Позже это выветрилось из нее, и она даже стыдилась этих своих чувств. И она, и Д. С. никогда не забывали, что русская действительность XX века была результатом шести последних царствований и той культурно-политической реальности, которую эти царствования породили.
Но вернемся к "тоталитарному унисону". Он был у нее полностью с Д. С., который по существу был и терпимее, и спокойнее ее, но - и время это доказало - был и слабее, и элементарнее в своих неврозах. Две черты были характерны для него. Первое было - чувство вины, которое было и в других людях его поколения, а также и следующего, от древних старцев - Н. В. Чайковского, О. С. Минора, Ек. Брешковской, до младших депутатов в Учредительное собрание. Д. С. мучился вопросами: кто виноват в том, что произошло, могло ли все быть иначе, когда и кем была сделана ошибка? В. А. Маклаков говорил об этом открыто - спрашивал;
"торопились мы или опаздывали? Поздно было для реформ? рано для революции?" Д. С. никогда не забывал этих вопросов, он кричал о них, они постепенно стали невыносимы и, в конце концов, убили его.

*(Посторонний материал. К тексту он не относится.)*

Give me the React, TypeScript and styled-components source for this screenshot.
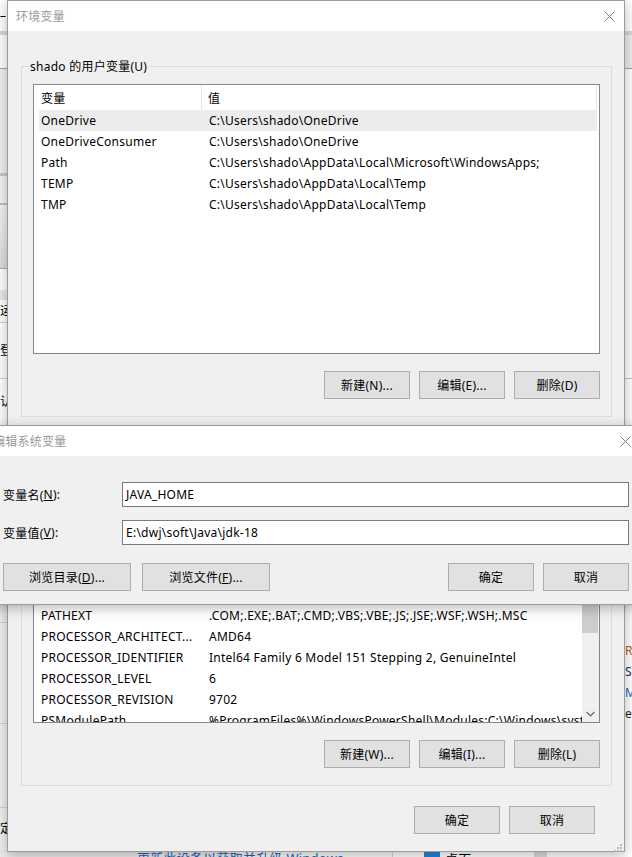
import React from "react";
import styled, { createGlobalStyle } from "styled-components";

const uiFont = `"Segoe UI", "Noto Sans", "Noto Sans CJK SC", sans-serif`;

const GlobalStyle = createGlobalStyle`
  html, body { margin: 0; padding: 0; }
  body {
    font-family: ${uiFont};
    font-size: 12px;
    letter-spacing: 0.25px;
    color: #000;
    background: #fff;
  }
  * { box-sizing: border-box; }
`;

const Desktop = styled.div`
  position: relative;
  width: 632px;
  height: 857px;
  overflow: hidden;
  background: #fff;
`;

/* the window behind both dialogs, only its edges show */
const BackWindow = styled.div`
  position: absolute;
  inset: 0;
  display: grid;
  grid-template-columns: 8px 1fr 8px;
  grid-template-rows: 1fr 8px;
  background: #f0f0f0;
`;

const EdgeColumn = styled.div`
  display: flex;
  flex-direction: column;
  overflow: hidden;
  background: #fff;
`;

const Band = styled.div<{ $h: number; $bg: string; $color?: string; $shift?: number }>`
  flex: 0 0 ${(p) => p.$h}px;
  display: flex;
  align-items: center;
  padding-left: ${(p) => p.$shift ?? 0}px;
  background: ${(p) => p.$bg};
  color: ${(p) => p.$color || "#000"};
  white-space: nowrap;
  font-size: 12px;
  line-height: 1;
`;

const BottomStrip = styled.div`
  grid-column: 1 / -1;
  display: flex;
  overflow: hidden;
  background: #fff;
`;

const StripLink = styled.div`
  flex: 0 0 393px;
  padding: 2px 0 0 137px;
  background: linear-gradient(to right, #ebebeb 240px, #fafafa 240px);
  border-right: 1px solid #d4d4d4;
  color: #1a66c2;
  font-size: 13px;
  line-height: 14px;
  white-space: nowrap;
  overflow: hidden;
`;

const StripNav = styled.div`
  flex: 0 0 141px;
  display: flex;
  gap: 5px;
  padding: 3px 0 0 31px;
  font-size: 13px;
  line-height: 14px;
  white-space: nowrap;
`;

const NavIcon = styled.span`
  flex: 0 0 16px;
  height: 16px;
  background: #1e86dc;
`;

const StripScroll = styled.div`
  flex: 0 0 13px;
  background: #dadada;
`;

/* dialog windows */
const Window = styled.div`
  position: absolute;
  display: flex;
  flex-direction: column;
  background: #f0f0f0;
  border: 1px solid #9c9c9c;
  box-shadow: 0 3px 12px rgba(0, 0, 0, 0.28);
`;

const EnvWindow = styled(Window)`
  left: 7px;
  top: 0;
  width: 618px;
  height: 852px;
`;

const EditWindow = styled(Window)`
  left: -13px;
  top: 425px;
  width: 654px;
  height: 180px;
`;

const TitleBar = styled.div<{ $pad?: number }>`
  flex: 0 0 30px;
  display: flex;
  align-items: center;
  justify-content: space-between;
  padding-left: ${(p) => p.$pad ?? 8}px;
  background: #fff;
`;

const TitleText = styled.span`
  color: #9a9a9a;
  font-size: 12px;
`;

const CloseButton = styled.div`
  width: 29px;
  height: 30px;
  display: flex;
  align-items: center;
  justify-content: center;
`;

const EnvBody = styled.div`
  flex: 1;
  display: flex;
  flex-direction: column;
  padding: 35px 12px 0 13px;
`;

const GroupBox = styled.div<{ $gap?: number }>`
  position: relative;
  display: flex;
  flex-direction: column;
  margin-top: ${(p) => p.$gap ?? 0}px;
  padding: 17px 11px 17px 11px;
  border: 1px solid #dcdcdc;
`;

const GroupLabel = styled.span`
  position: absolute;
  top: -8px;
  left: 7px;
  padding: 0 1px;
  background: #f0f0f0;
  line-height: 15px;
`;

const ListView = styled.div`
  position: relative;
  height: 270px;
  border: 1px solid #828790;
  background: #fff;
  overflow: hidden;
`;

const ListHeader = styled.div`
  display: grid;
  grid-template-columns: 168px 1fr;
  height: 25px;
  margin-right: 2px;
  border-right: 1px solid #e5e5e5;
`;

const HeaderCell = styled.div<{ $divider?: boolean }>`
  display: flex;
  align-items: center;
  padding-left: ${(p) => (p.$divider ? 7 : 6)}px;
  border-right: ${(p) => (p.$divider ? "1px solid #e5e5e5" : "none")};
`;

const Row = styled.div<{ $selected?: boolean }>`
  display: grid;
  grid-template-columns: 163px 1fr;
  height: 21px;
  margin: 0 2px 0 5px;
  background: ${(p) => (p.$selected ? "#ececec" : "transparent")};
  white-space: nowrap;
`;

const Cell = styled.div<{ $value?: boolean }>`
  display: flex;
  align-items: center;
  padding-left: ${(p) => (p.$value ? 7 : 2)}px;
  overflow: hidden;
`;

const ScrollBar = styled.div`
  position: absolute;
  top: 0;
  right: 0;
  bottom: 0;
  width: 17px;
  display: flex;
  flex-direction: column;
  justify-content: space-between;
  background: #f0f0f0;
`;

const ScrollThumb = styled.div`
  margin: 17px 1px 0 0;
  height: 162px;
  background: #cdcdcd;
`;

const ScrollArrow = styled.div`
  height: 17px;
  display: flex;
  align-items: center;
  justify-content: center;
`;

const ButtonRow = styled.div<{ $top: number; $right?: number }>`
  display: flex;
  justify-content: flex-end;
  gap: 9px;
  margin-top: ${(p) => p.$top}px;
  padding-right: ${(p) => p.$right ?? 0}px;
`;

const Button = styled.button<{ $w?: number }>`
  width: ${(p) => p.$w ?? 86}px;
  height: 28px;
  padding: 0;
  border: 1px solid #adadad;
  background: #e1e1e1;
  font-family: ${uiFont};
  font-size: 12px;
  letter-spacing: 0.25px;
  color: #000;
`;

const Grip = styled.div`
  position: absolute;
  right: 2px;
  bottom: 2px;
  width: 10px;
  height: 10px;
`;

const EditBody = styled.div`
  flex: 1;
  display: flex;
  flex-direction: column;
  padding: 26px 11px 0 15px;
`;

const FieldGrid = styled.div`
  display: grid;
  grid-template-columns: 119px 1fr;
  row-gap: 13px;
`;

const FieldLabel = styled.label`
  display: flex;
  align-items: center;
  height: 25px;
`;

const TextBox = styled.div`
  display: flex;
  align-items: center;
  height: 25px;
  padding-left: 3px;
  border: 1px solid #7a7a7a;
  background: #fff;
`;

const EditActions = styled.div`
  display: flex;
  justify-content: space-between;
  margin-top: 18px;
`;

const ActionGroup = styled.div<{ $gap: number }>`
  display: flex;
  gap: ${(p) => p.$gap}px;
`;

const CloseIcon = () => (
  <svg width="11" height="11" viewBox="0 0 11 11">
    <path d="M0.5 0.5 L10.5 10.5 M10.5 0.5 L0.5 10.5" stroke="#7d7d7d" strokeWidth="1" fill="none" />
  </svg>
);

const ChevronDown = () => (
  <svg width="9" height="6" viewBox="0 0 9 6">
    <path d="M0.5 0.8 L4.5 4.8 L8.5 0.8" stroke="#606060" strokeWidth="1.2" fill="none" />
  </svg>
);

const GripDots = () => (
  <svg width="10" height="10" viewBox="0 0 10 10" fill="#b8b8b8">
    <rect x="8" y="2" width="2" height="2" />
    <rect x="5" y="5" width="2" height="2" />
    <rect x="8" y="5" width="2" height="2" />
    <rect x="2" y="8" width="2" height="2" />
    <rect x="5" y="8" width="2" height="2" />
    <rect x="8" y="8" width="2" height="2" />
  </svg>
);

const userVars = [
  ["OneDrive", "C:\\Users\\shado\\OneDrive"],
  ["OneDriveConsumer", "C:\\Users\\shado\\OneDrive"],
  ["Path", "C:\\Users\\shado\\AppData\\Local\\Microsoft\\WindowsApps;"],
  ["TEMP", "C:\\Users\\shado\\AppData\\Local\\Temp"],
  ["TMP", "C:\\Users\\shado\\AppData\\Local\\Temp"],
];

const systemVars = [
  ["ComSpec", "C:\\Windows\\system32\\cmd.exe"],
  ["DriverData", "C:\\Windows\\System32\\Drivers\\DriverData"],
  ["JAVA_HOME", "E:\\dwj\\soft\\Java\\jdk-18"],
  ["NUMBER_OF_PROCESSORS", "20"],
  ["OS", "Windows_NT"],
  ["Path", "C:\\Windows\\system32;C:\\Windows;C:\\Windows\\System32\\Wbem"],
  ["PATHEXT", ".COM;.EXE;.BAT;.CMD;.VBS;.VBE;.JS;.JSE;.WSF;.WSH;.MSC"],
  ["PROCESSOR_ARCHITECT...", "AMD64"],
  ["PROCESSOR_IDENTIFIER", "Intel64 Family 6 Model 151 Stepping 2, GenuineIntel"],
  ["PROCESSOR_LEVEL", "6"],
  ["PROCESSOR_REVISION", "9702"],
  ["PSModulePath", "%ProgramFiles%\\WindowsPowerShell\\Modules;C:\\Windows\\system32\\WindowsPowerShell\\v1.0\\Modules"],
  ["TEMP", "C:\\Windows\\TEMP"],
  ["TMP", "C:\\Windows\\TEMP"],
];

const leftEdge: { h: number; bg: string; text?: string; shift?: number }[] = [
  { h: 31, bg: "#fff", text: "–", shift: 0 },
  { h: 4, bg: "#d6d6d6" },
  { h: 33, bg: "#fff" },
  { h: 1, bg: "#a4a4a4" },
  { h: 104, bg: "#f0f0f0" },
  { h: 3, bg: "#c9c9c9" },
  { h: 27, bg: "#f3f3f3" },
  { h: 2, bg: "#bdbdbd" },
  { h: 63, bg: "linear-gradient(#f4f4f4, #dcdcdc)" },
  { h: 1, bg: "#ababab" },
  { h: 21, bg: "#fff" },
  { h: 10, bg: "#e8e8e8" },
  { h: 22, bg: "#fff", text: "运", shift: -4 },
  { h: 1, bg: "#d0d0d0" },
  { h: 55, bg: "#fff", text: "登", shift: -4 },
  { h: 1, bg: "#d0d0d0" },
  { h: 46, bg: "#fff", text: "认", shift: -4 },
  { h: 197, bg: "#f0f0f0" },
  { h: 1, bg: "#cfcfcf" },
  { h: 100, bg: "#f0f0f0" },
  { h: 1, bg: "#cfcfcf" },
  { h: 83, bg: "#f0f0f0" },
  { h: 1, bg: "#cfcfcf" },
  { h: 41, bg: "#f0f0f0", text: "定", shift: -5 },
];

const rightEdge: { h: number; bg: string; text?: string; color?: string }[] = [
  { h: 31, bg: "#fff" },
  { h: 4, bg: "#d6d6d6" },
  { h: 33, bg: "#ececec" },
  { h: 1, bg: "#9c9c9c" },
  { h: 309, bg: "#fff" },
  { h: 1, bg: "#c2c2c2" },
  { h: 261, bg: "#fff" },
  { h: 21, bg: "#fff", text: "RI", color: "#b35a1f" },
  { h: 21, bg: "#fff", text: "S", color: "#1d2c4f" },
  { h: 21, bg: "#fff", text: "M", color: "#1a66c2" },
  { h: 21, bg: "#fff", text: "e", color: "#222" },
];

function VarList({ rows, selected, scroll }: { rows: string[][]; selected?: number; scroll?: boolean }) {
  return (
    <ListView>
      <ListHeader>
        <HeaderCell $divider>变量</HeaderCell>
        <HeaderCell>值</HeaderCell>
      </ListHeader>
      {rows.map(([name, value], i) => (
        <Row key={name + i} $selected={i === selected}>
          <Cell>{name}</Cell>
          <Cell $value>{value}</Cell>
        </Row>
      ))}
      {scroll ? (
        <ScrollBar>
          <ScrollThumb />
          <ScrollArrow>
            <ChevronDown />
          </ScrollArrow>
        </ScrollBar>
      ) : null}
    </ListView>
  );
}

export default function App() {
  return (
    <>
      <GlobalStyle />
      <Desktop>
        <BackWindow>
          <EdgeColumn>
            {leftEdge.map((b, i) => (
              <Band key={i} $h={b.h} $bg={b.bg} $shift={b.shift}>
                {b.text}
              </Band>
            ))}
          </EdgeColumn>
          <div />
          <EdgeColumn>
            {rightEdge.map((b, i) => (
              <Band key={i} $h={b.h} $bg={b.bg} $color={b.color} $shift={1}>
                {b.text}
              </Band>
            ))}
          </EdgeColumn>
          <BottomStrip>
            <StripLink>更新此设备以获取并升级 Windows</StripLink>
            <StripNav>
              <NavIcon />
              桌面
            </StripNav>
            <StripScroll />
          </BottomStrip>
        </BackWindow>

        <EnvWindow>
          <TitleBar>
            <TitleText>环境变量</TitleText>
            <CloseButton>
              <CloseIcon />
            </CloseButton>
          </TitleBar>
          <EnvBody>
            <GroupBox>
              <GroupLabel>shado 的用户变量(U)</GroupLabel>
              <VarList rows={userVars} selected={0} />
              <ButtonRow $top={17}>
                <Button>新建(N)...</Button>
                <Button>编辑(E)...</Button>
                <Button>删除(D)</Button>
              </ButtonRow>
            </GroupBox>
            <GroupBox $gap={18}>
              <GroupLabel>系统变量(S)</GroupLabel>
              <VarList rows={systemVars} scroll />
              <ButtonRow $top={17}>
                <Button>新建(W)...</Button>
                <Button>编辑(I)...</Button>
                <Button>删除(L)</Button>
              </ButtonRow>
            </GroupBox>
            <ButtonRow $top={20} $right={17}>
              <Button>确定</Button>
              <Button>取消</Button>
            </ButtonRow>
          </EnvBody>
          <Grip>
            <GripDots />
          </Grip>
        </EnvWindow>

        <EditWindow>
          <TitleBar $pad={5}>
            <TitleText>编辑系统变量</TitleText>
            <CloseButton>
              <CloseIcon />
            </CloseButton>
          </TitleBar>
          <EditBody>
            <FieldGrid>
              <FieldLabel>
                变量名(<u>N</u>):
              </FieldLabel>
              <TextBox>JAVA_HOME</TextBox>
              <FieldLabel>
                变量值(<u>V</u>):
              </FieldLabel>
              <TextBox>E:\dwj\soft\Java\jdk-18</TextBox>
            </FieldGrid>
            <EditActions>
              <ActionGroup $gap={11}>
                <Button $w={128}>
                  浏览目录(<u>D</u>)...
                </Button>
                <Button $w={128}>
                  浏览文件(<u>F</u>)...
                </Button>
              </ActionGroup>
              <ActionGroup $gap={9}>
                <Button>确定</Button>
                <Button>取消</Button>
              </ActionGroup>
            </EditActions>
          </EditBody>
        </EditWindow>
      </Desktop>
    </>
  );
}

Как человеку религиозному и всю жизнь имевшему сложные отношения с русской церковью (его хоронили по православному обряду, что тогда удивило многих), он не мог мириться с фактом, что русские всегда любили сектантов и поэтому "допустили Распутина", что и Бердяева, и Бонч-Бруевича тянуло к "изуверам", чермяковцам и щетининцам, а Щетинин сам был только неудачливый Распутин, которого Бонч "хотел обработать на божественную социал-демократию". Он не мог принять факта, что петербургский митрополит Питирим был другом Распутина, и вместе с 3. Н. боялся, что, если опять вернутся Романовы, вокруг царя "может завиться сильная черносотенная партия, подпираемая церковью".

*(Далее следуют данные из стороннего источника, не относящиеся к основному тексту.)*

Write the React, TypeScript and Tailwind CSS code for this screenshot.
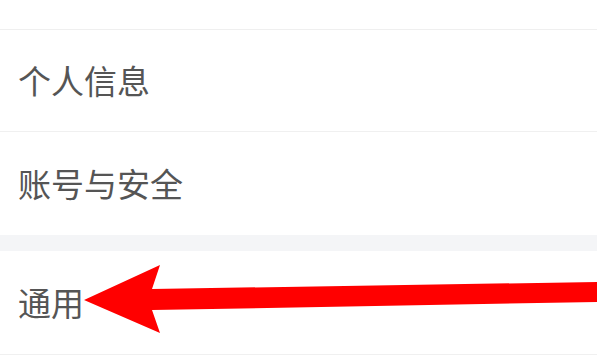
import React from "react";

const rowText = "text-[33px] leading-none text-[#555555]";

function Row({ label, height }: { label: string; height: string }) {
  return (
    <div className={`flex items-center pl-[18px] bg-white ${height}`}>
      <span className={rowText}>{label}</span>
    </div>
  );
}

export default function App() {
  return (
    <div
      className="relative w-[597px] h-[360px] overflow-hidden bg-white"
      style={{ fontFamily: '"Noto Sans CJK SC", "Noto Sans", sans-serif' }}
    >
      {/* cut-off item above */}
      <div className="h-[29px] bg-white" />
      <div className="h-px bg-[#efefef]" />

      <div className="flex items-center pl-[18px] h-[101px] bg-white">
        <span className={rowText}>个人信息</span>
      </div>
      <div className="h-px bg-[#f0f0f0]" />
      <div className="flex items-center pl-[18px] h-[103px] bg-white">
        <span className={rowText}>账号与安全</span>
      </div>

      {/* group gap */}
      <div className="h-[16px] bg-[#f4f5f7]" />

      <div className="flex items-center pl-[18px] h-[103px] bg-white">
        <span className={rowText}>通用</span>
      </div>
      <div className="h-px bg-[#f0f0f0]" />

      {/* red annotation arrow */}
      <svg
        className="absolute left-0 top-0 pointer-events-none"
        width="597"
        height="360"
        viewBox="0 0 597 360"
      >
        <polygon
          points="84,300 160,265 152,289 597,282 597,302 152,310 160,333"
          fill="#ff0000"
        />
      </svg>
    </div>
  );
}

Вторая черта была его пророческая сила, проявлявшаяся как в писаниях, так и в речах. Особенно она проявилась в "Царстве Антихриста", где он говорит об угрозе в будущем русского большевизма западному миру.

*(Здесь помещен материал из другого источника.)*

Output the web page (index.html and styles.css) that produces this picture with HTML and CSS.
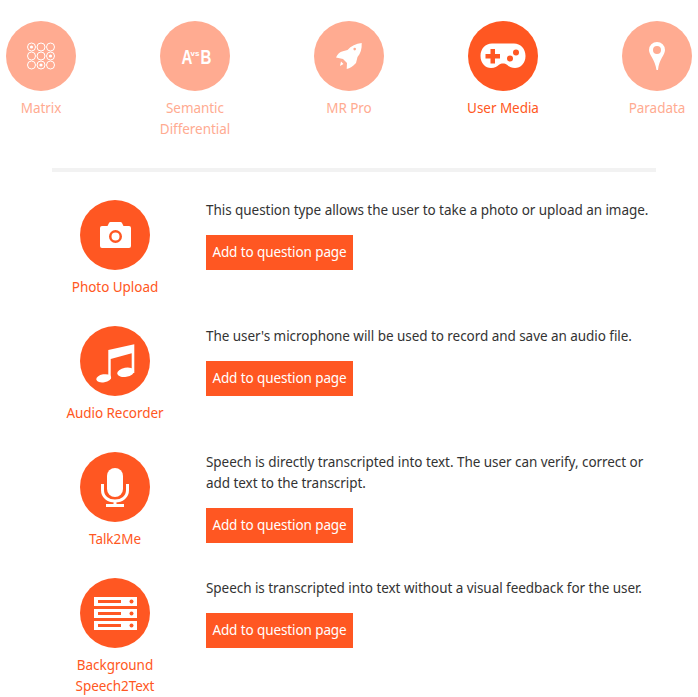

В наше время мы опять видим появление такого "особенного" человека и слышим его мировой голос. Он знает, что он видит будущее и уверен, что он один знает его. Мережковского сначала слушали тысячи, - пятьдесят лет его лучшие книги были в печати, переведенные на 14 языков от Португалии до Японии. Это были обе трилогии - "Воскресшие боги" и "Александр Первый и декабристы". Потом его стали читать сотни. Его перестают принимать и слушать короли, президенты республик, главы государств и римский папа. И в 1930-х г.г., в зале Лас-Каз, в Париже, рассчитанной на 160 слушателей, где обычно происходят русские собрания, рядом с церковью св. Клотильды, у метро Сольферино, на его вечер (лекцию) собирается сорок человек, почти все ему лично знакомы. И он, картавя, как Ленин, как Лев Толстой, как Николай II, вдохновенно пророчит, что они не только наша проблема, но они и ваша проблема, и через двадцать, через пятьдесят лет она встанет
перед вами.
К годам 1919-1920 Зинаида Николаевна возвращалась несколько раз: в "Возрождении" в декабре 1951 г. (№ 12) и в январе 1951 г. (№ 13) Злобин посмертно напечатал ее рассказ о Польше 1920 г., а в 1951 г. вышла ее посмертная книга "Дмитрий Мережковский", в которой говорится и о военных, и о революционных годах, и о раннем периоде эмиграции. Но это уже не ежедневная, взволнованная, живая речь о событиях, бегущих изо дня в день. Это воспоминания, сведение счетов, список обид. Что касается книги, то там не столько сказано о Д. С., сколько об их общей жизни. Книга обрывается на неконченном абзаце. Последние 15 страниц - бормотанье лунатика, потерявшего связь с действительностью. И речь 3. Н. была оборвана смертью, она не рассчитала время, она слишком поздно принялась за книгу, которую давно собиралась написать, и "верные слова", за которые ее так когда-то ценил Брюсов, и которые всю жизнь шли к ней сами собой, теперь не давались ей.
И потому так важно новое издание ее живого, огненного дневника, ее "Синей книги", написанной в доме на Сергиевской. А все то, что было потом набросано, сказано, опубликовано, если и не ушло еще в небытие, то когда-нибудь уйдет под "крыло забвения", о котором она сама написала, не то страшась его, не то ища его, как всегда полная противоречий, как своих собственных, так и своего времени.
Принстон, 1980
H. Берберова
ПРИМЕЧАНИЯ
1 Александр А. Белич (1876-1960) сербский славист, языковед, президент сербской Академии Наук, позже (1947) почетный профессор Московского и др. университетов, видная фигура в послевоенной Югославии.